Non sì sa quante persone abbia ucciso oppure ordinato dì uccidere. Certo che Franco Pino, settanta e passi anni, che dovrebbe stare nelle patrie galere, è libero da una vita, dopo essere stato il boss più importante dì Cosenza.
Dì buona famiglia, la madre maestra elementare, il padre macellaio (che uccise per onore un ragazzo reo solo dì avere accompagnato la figlia alla villa vecchia), Franco iniziò da ragazzo a delinquere. La vera mente era suo fratello, Pietro, studente in giurisprudenza, che manca da Cosenza da inizi anni ottanta.
Franco Pino incuteva timore fisicamente, 1,95, sfrontato, amante del lusso, riceveva in un negozio di fiori di via Panebianco vari segmenti della città.

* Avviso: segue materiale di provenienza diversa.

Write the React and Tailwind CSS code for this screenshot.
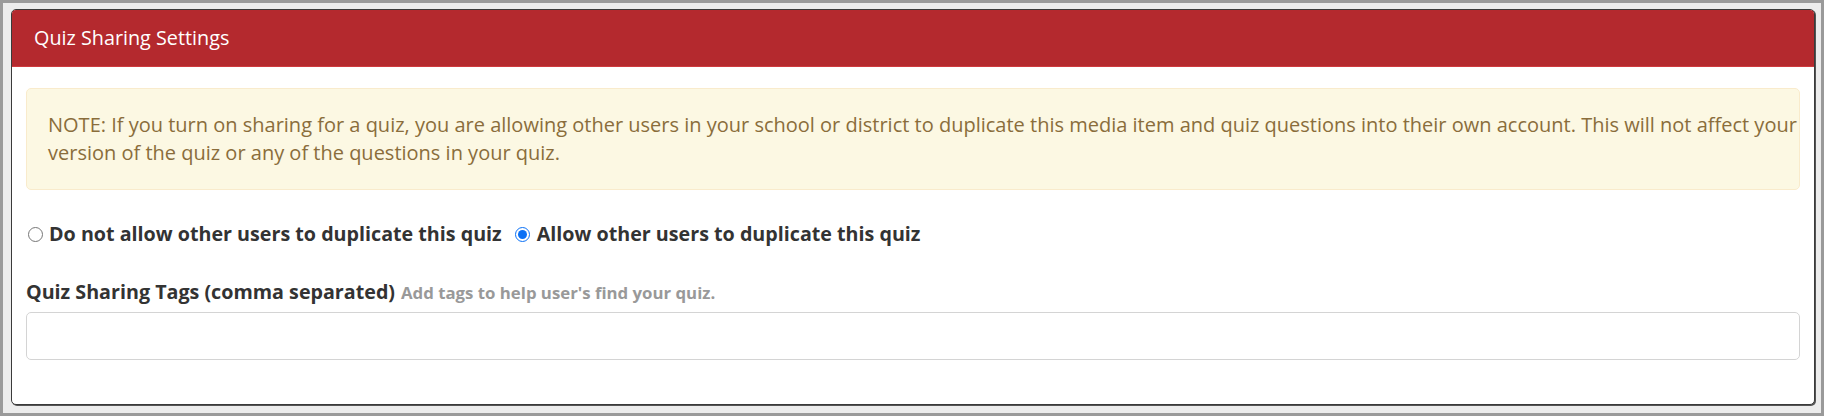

Politici, professionisti, commercianti (a cui spesso prestava soldi ad usura) muovendosi quasi come un gran visir.
Se andava in un ristorante ordinava champagne, pagando regolarmente. Un giorno, in un locale raffinato di Rende, cacciò dalla sala un commensale che aveva fatto il guappo con il proprietario.
La leggenda, e la verità, raccontano che il salto di qualità lo fece nel 1977 quando uccise U zorru, ritenuto il capo della criminalità locale ma in realtà sopravvalutato nella sua vera forza.
Pino sì alleò con Tonino Sena nella lunga guerra che seminò morti sulle strade dell’area urbana.
Negli anni Ottanta il passaggio verso un ruolo ancora più incisivo. Raggiunta la tregua con il nemico Franchino Perna, si concentrò sulla criminalità bianca. Patrocinava ditte nelle aziende sanitarie, eleggeva consiglieri comunali e regionali, dava posti di lavoro, sosteneva di essere perseguitato dalla magistratura ordinaria (la Dda non esisteva ancora) che in un’autobiografia ha accusato di fatti pesanti.
Ai principi di quegli anni era il punto di riferimento cosentino della Nco dì Raffaele Cutolo. Un giorno a Napoli fu letteralmente spogliato dell’oro che indossava prima di farsi riconoscere e di avere indietro il maltolto.
Pessimo anche nella vita privata tra figli abbandonati e non riconosciuti, sì pentii nel ’95, con lo scoop de Il Quotidiano della Calabria, sfruttando al massimo i benefici allora riconosciuti ai collaboratori di giustizia.
Chiamò in causa finanche Giacomo Mancini per le elezioni comunali del ’93 che rispose da par suo, accusandolo di avere incassato, con la complicità di un ufficiale dei carabinieri, 800 milioni di lire su un conto al Banco di Napoli prima di scappare verso località ignote.
Le sue rivelazioni sono sempre state ambigue. Rimane l’impressione che abbia detto quello che gli conveniva dire, risparmiando apparati dì potere che gli erano stati utili.
Le cose contenute nell’autobiografia potrebbero far capire molte cose sulla Cosenza degli anni ottanta. Promiscuità tra malavita e legge, connivenze tra imprese, massoneria e politica. Nella boutique di Panebianco passavano tutti.
Nel suo libro “La città oscura”, edito da Falco, il giornalista Gianfranco Bonofiglio ne ha citato le confessioni.
Pare che don Franco abbia ordinato l’uccisione del povero Silvio Sesti, ucciso barbaramente nel suo studio, il 1982, grande penalista cosentino, servendosi dell’alleanza con i cutoliani.
Oggi vive in una grande città, qualcuno dice all’estero, come se non fosse stato il terribile killer che tutti conoscono e l’uomo che teneva sotto usura centinaia di persone.
Libero. Senza più peccati. Senza nessun rischio. Come un onesto lavoratore giunto alla pensione. Un’altra tragicommedia dì questa Italia dei giorni nostri.